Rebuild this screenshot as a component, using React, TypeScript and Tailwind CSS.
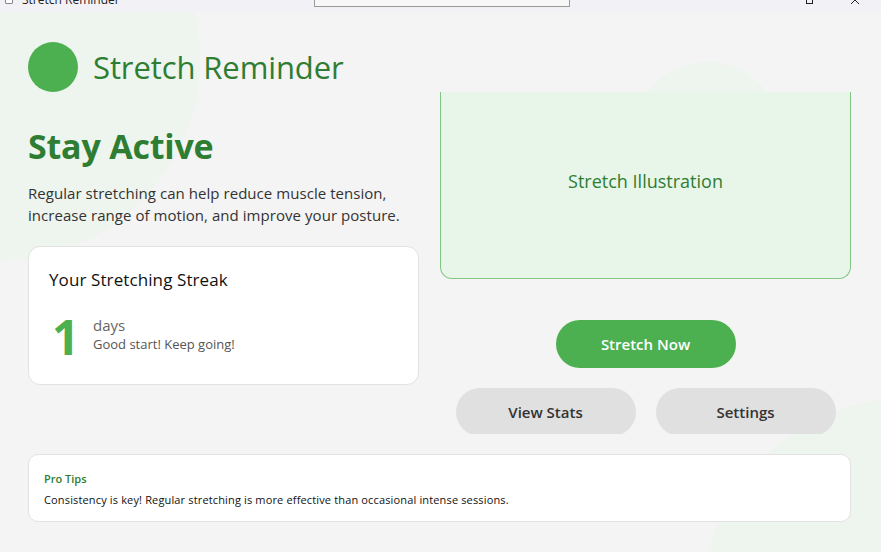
import React from 'react';

const TitleStrip: React.FC = () => (
  <div className="h-[12px] bg-[#f1f1f6] overflow-hidden relative z-10">
    <div className="-mt-[12px] h-[24px] flex items-center text-[12px] text-[#222]">
      <div className="ml-[5px] w-[8px] h-[8px] border border-[#888] rounded-[1px] bg-white" />
      <span className="ml-[9px]">Stretch Reminder</span>
      <div className="ml-[194px] w-[256px] h-[14px] border border-[#999] bg-[#f7f7f7]" />
      <div className="ml-auto mr-[38px] w-[7px] h-[8px] border border-[#222]" />
      <svg className="mr-[22px]" width="8" height="8" viewBox="0 0 8 8">
        <path d="M0 0L8 8M8 0L0 8" stroke="#222" strokeWidth="1" />
      </svg>
    </div>
  </div>
);

export default function App() {
  return (
    <div
      className="w-[881px] h-[552px] relative overflow-hidden bg-[#f4f4f4] text-[#333]"
      style={{ fontFamily: '"Open Sans", "Noto Sans", sans-serif' }}
    >
      <TitleStrip />

      {/* background blobs */}
      <div className="absolute -left-[200px] -top-[140px] w-[400px] h-[400px] rounded-full bg-[#edf5ee]" />
      <div className="absolute left-[632px] top-[62px] w-[150px] h-[150px] rounded-full bg-[#edf5ee]" />
      <div className="absolute left-[700px] top-[398px] w-[420px] h-[420px] rounded-full bg-[#edf5ee]" />

      <div className="relative pl-[28px] pr-[30px] pt-[30px]">
        <div className="flex items-center gap-[15px] h-[50px]">
          <div className="w-[50px] h-[50px] rounded-full bg-[#4caf50]" />
          <h1 className="text-[31px] leading-none font-medium text-[#2e7d32] tracking-[-0.1px]">Stretch Reminder</h1>
        </div>

        <div className="grid grid-cols-[391px_411px] gap-x-[21px] items-start">
          <div className="pt-[32px]">
            <h2 className="text-[34px] leading-[44px] font-bold text-[#2e7d32] tracking-[-0.2px]">Stay Active</h2>
            <p className="mt-[14px] text-[15px] leading-[22px] text-[#333] tracking-[0.05px]">
              Regular stretching can help reduce muscle tension,
              <br />
              increase range of motion, and improve your posture.
            </p>
            <div className="mt-[20px] h-[139px] bg-white border border-[#e2e2e2] rounded-[12px] px-[20px] pt-[20px]">
              <h3 className="text-[17px] leading-[26px] font-medium text-[#111] tracking-[0.1px]">Your Stretching Streak</h3>
              <div className="mt-[20px] flex items-center gap-[20px]">
                <div className="w-[24px] pl-[3px] text-[48px] leading-[48px] font-bold text-[#4caf50]">1</div>
                <div className="-mt-[6px]">
                  <div className="text-[15px] leading-[20px] text-[#666]">days</div>
                  <div className="text-[13px] leading-[18px] text-[#555]">Good start! Keep going!</div>
                </div>
              </div>
            </div>
          </div>

          <div className="flex flex-col items-center">
            <div className="w-full h-[187px] bg-[#e8f5e9] border-x border-b border-[#81c784] rounded-b-[12px] flex items-center justify-center pb-[8px]">
              <span className="text-[18px] text-[#2e7d32]">Stretch Illustration</span>
            </div>
            <button className="mt-[41px] w-[180px] h-[48px] rounded-full bg-[#4caf50] text-white text-[15px] font-semibold">
              Stretch Now
            </button>
            <div className="mt-[20px] h-[46px] overflow-hidden flex gap-[20px]">
              <button className="w-[180px] h-[48px] rounded-full bg-[#e0e0e0] text-[#333] text-[15px] font-semibold">
                View Stats
              </button>
              <button className="w-[180px] h-[48px] rounded-full bg-[#e0e0e0] text-[#333] text-[15px] font-semibold">
                Settings
              </button>
            </div>
          </div>
        </div>

        <div className="mt-[20px] h-[68px] bg-white border border-[#e2e2e2] rounded-[10px] px-[15px] pt-[16px]">
          <div className="text-[11px] leading-[16px] font-semibold text-[#2e7d32]">Pro Tips</div>
          <div className="mt-[5px] text-[11px] leading-[16px] text-[#111] tracking-[0.15px]">
            Consistency is key! Regular stretching is more effective than occasional intense sessions.
          </div>
        </div>
      </div>
    </div>
  );
}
────────
Instructions to follow: Collect each line holding the string "React".

Answer:
Rebuild this screenshot as a component, using React, TypeScript and Tailwind CSS.
import React from 'react';
const TitleStrip: React.FC = () => (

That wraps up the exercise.